Remember your breathing techniques. No matter that you felt daft as a brush practising them in antenatal classes, when labour kicks in for real you won't give a stuff, and they'll help you focus and get through each contraction.
Hot and cold
A hot water bottle or a wheat bag that you heat in the microwave can help to alleviate backache, aching limbs and labour pains. The plus side of a wheat bag is that they mould easily to your shape, and the scented lavender ones smell lovely.
At the opposite end of the temperature scale, you might find a cold compress helps too.

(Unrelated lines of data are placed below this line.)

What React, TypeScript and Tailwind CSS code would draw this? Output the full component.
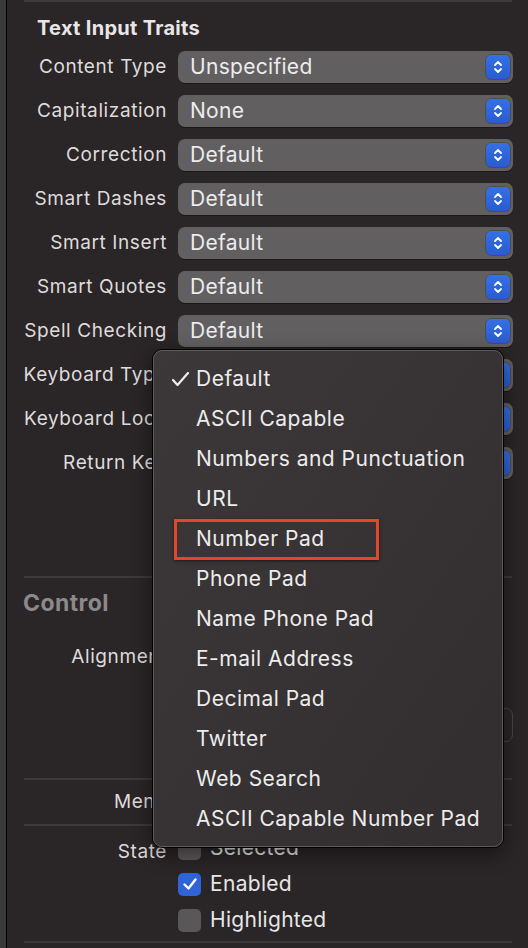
import { FC } from "react";

const font = { fontFamily: "Inter, 'Noto Sans', sans-serif" };

const Stepper: FC = () => (
  <div className="w-[24px] h-[24px] rounded-[5px] bg-gradient-to-b from-[#3570e4] to-[#2a5bd2] flex items-center justify-center shadow-[0_0_0_0.5px_rgba(0,0,0,0.4)]">
    <svg width="10" height="16" viewBox="0 0 10 16" fill="none">
      <path d="M2 6 L5 3 L8 6" stroke="white" strokeWidth="1.8" strokeLinecap="round" strokeLinejoin="round" />
      <path d="M2 10 L5 13 L8 10" stroke="white" strokeWidth="1.8" strokeLinecap="round" strokeLinejoin="round" />
    </svg>
  </div>
);

const Popup: FC<{ value: string }> = ({ value }) => (
  <div className="w-[335px] h-[32px] rounded-[7px] bg-[#625f61] shadow-[0_1px_0_rgba(0,0,0,0.35)] flex items-center justify-between pl-[12px] pr-[3px]">
    <span className="text-[21px] tracking-[0.3px] text-[#ececec]">{value}</span>
    <Stepper />
  </div>
);

const Row: FC<{ label: string; value?: string }> = ({ label, value }) => (
  <div className="h-[44px] flex items-center">
    <div className="w-[160px] text-right text-[19px] tracking-[0.6px] text-[#dedbdc] whitespace-nowrap">{label}</div>
    <div className="ml-[11px]">{value !== undefined && <Popup value={value} />}</div>
  </div>
);

const Separator: FC = () => <div className="ml-[17px] w-[488px] h-[2px] bg-[#3d393b]" />;

const Checkbox: FC<{ label: string; checked?: boolean }> = ({ label, checked }) => (
  <div className="flex items-center gap-[9px] h-[36px]">
    <div
      className={
        checked
          ? "w-[23px] h-[23px] rounded-[5px] bg-[#2f63d8] flex items-center justify-center"
          : "w-[23px] h-[23px] rounded-[5px] bg-[#5a5759]"
      }
    >
      {checked && (
        <svg width="16" height="14" viewBox="0 0 16 14" fill="none">
          <path d="M2.5 7.5 L6.5 11.5 L13.5 2.5" stroke="white" strokeWidth="2.4" strokeLinecap="round" strokeLinejoin="round" />
        </svg>
      )}
    </div>
    <span className="text-[21px] tracking-[0.3px] text-[#e6e6e6]">{label}</span>
  </div>
);

const items = [
  "Default",
  "ASCII Capable",
  "Numbers and Punctuation",
  "URL",
  "Number Pad",
  "Phone Pad",
  "Name Phone Pad",
  "E-mail Address",
  "Decimal Pad",
  "Twitter",
  "Web Search",
  "ASCII Capable Number Pad",
];

const Menu: FC = () => (
  <div className="absolute left-[152px] top-[349px] w-[352px] h-[499px] rounded-[10px] border border-black shadow-[0_6px_20px_rgba(0,0,0,0.45)]">
    <div className="w-full h-full rounded-[9px] border border-[#5f5b5c] bg-gradient-to-br from-[#3c3738] to-[#322d2e] pt-[8px]">
      {items.map((item, i) => (
        <div key={item} className="h-[40px] flex items-center relative">
          <div className="w-[42px] flex justify-end pr-[6px]">
            {i === 0 && (
              <svg width="19" height="16" viewBox="0 0 19 16" fill="none">
                <path d="M2 9 L6.5 14 L17 2" stroke="#eeeeee" strokeWidth="2.2" strokeLinecap="round" strokeLinejoin="round" />
              </svg>
            )}
          </div>
          <span className="text-[21px] tracking-[0.5px] text-[#ececec] whitespace-nowrap">{item}</span>
          {item === "Number Pad" && (
            <div className="absolute left-[20px] top-[0px] w-[205px] h-[41px] border-[3px] border-[#e2462c] shadow-[0_1px_3px_rgba(0,0,0,0.5)]" />
          )}
        </div>
      ))}
    </div>
  </div>
);

const App: FC = () => {
  return (
    <div className="relative w-[528px] h-[948px] bg-[#2a2527] flex overflow-hidden" style={font}>
      <div className="w-[6px] h-full bg-[#3b3a3b]" />
      <div className="w-[1px] h-full bg-black" />
      <div className="flex-1 flex flex-col">
        <Separator />
        <div className="h-[43px] flex items-center pl-[30px] pt-[9px]">
          <span className="text-[20px] tracking-[0.3px] font-bold text-[#e8e6e7]">Text Input Traits</span>
        </div>
        <Row label="Content Type" value="Unspecified" />
        <Row label="Capitalization" value="None" />
        <Row label="Correction" value="Default" />
        <Row label="Smart Dashes" value="Default" />
        <Row label="Smart Insert" value="Default" />
        <Row label="Smart Quotes" value="Default" />
        <Row label="Spell Checking" value="Default" />
        <Row label="Keyboard Type" value="Default" />
        <Row label="Keyboard Look" value="Default" />
        <Row label="Return Key" value="Default" />
        <div className="h-[91px]" />
        <Separator />
        <div className="h-[50px] flex items-center pl-[16px]">
          <span className="text-[23px] tracking-[0.4px] font-bold text-[#8d898a]">Control</span>
        </div>
        <div className="h-[58px] flex items-center">
          <div className="w-[160px] text-right text-[19px] tracking-[0.6px] text-[#dedbdc] whitespace-nowrap">Alignment</div>
        </div>
        <div className="h-[78px] flex items-center">
          <div className="ml-[171px] w-[335px] h-[34px] rounded-[7px] border border-[#4a4648]" />
        </div>
        <div className="h-[14px]" />
        <Separator />
        <Row label="Menu" />
        <Separator />
        <div className="flex">
          <div className="w-[160px] h-[48px] pt-[4px] flex items-center justify-end text-[19px] tracking-[0.6px] text-[#dedbdc]">State</div>
          <div className="ml-[11px] pt-[4px] flex flex-col">
            <Checkbox label="Selected" />
            <Checkbox label="Enabled" checked />
            <Checkbox label="Highlighted" />
          </div>
        </div>
        <div className="h-[3px]" />
        <Separator />
      </div>
      <Menu />
    </div>
  );
};

export default App;
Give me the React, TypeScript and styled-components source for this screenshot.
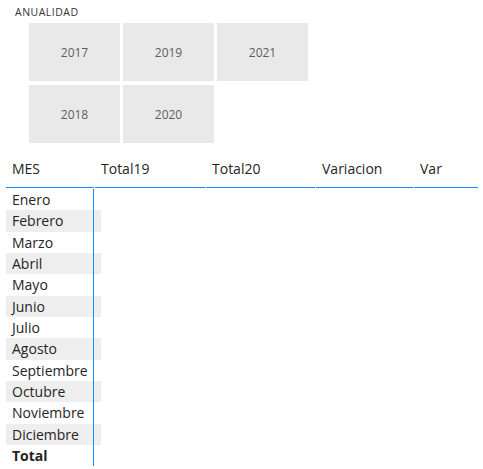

A slow, firm back massage from your birthing partner or a kind midwife can help get those endorphins (pain-relieving hormones) flowing. Let them know what works for you, though; no need to grit your teeth if it's proving more annoying than relaxing.
If you can, try not to just lie on your back - staying upright and mobile can help ease the pain and speed labour up.
Move around to find a position you're more comfortable in, whether that means getting down on all fours, prostrating yourself over a birthing ball or impersonating a dog cocking its leg. Now is not the time to worry about appearances - if it works, it works!
Anything that helps promote a calming atmosphere is good in our book, but check you actually like the smell of each oil before you go into labour.
If your hospital won't let you use an oil burner/diffuser, you can get a similar effect by adding a few drops of your chosen oils to a bowl of hot water.
Lavender is not only calming and ache-relieving, a few drops in the bath after labour can help heal your bits, too.
Studies suggest that self-hypnosis during childbirth may ease labour pains, decrease anxiety and fear, lower the risk of medical complications and reduce the need for surgery.
You can buy numerous books and CDs on the topic, but your best bet is to see a registered practitioner beforehand who can teach you how to do things.
Billed as a 'complete birth education programme' that incorporates self-hypnosis, relaxation and breathing techniques, exponents believe it reduces the need for intervention and medication, shortens labour and makes for an all-round more positive birth. Once you've mastered them, you can use the techniques at home, in hospital, in a birthing pool - wherever, essentially.
Transcutaneous Electrical Nerve Stimulation is a mouthful at the best of times, let alone when you're in labour.
A small electronic device, usually between the size of a personal stereo (remember them?) and a mobile phone, TENS delivers electrical impulses across the skin. This is meant to help reduce pain by blocking the nerve signals carrying pain messages to your brain, while also stimulating your body's production of endorphins.
It takes about an hour for your body to start to respond in this way, so it's best to start using a TENS early on in labour, but on a low setting so that you can turn it up as labour progresses.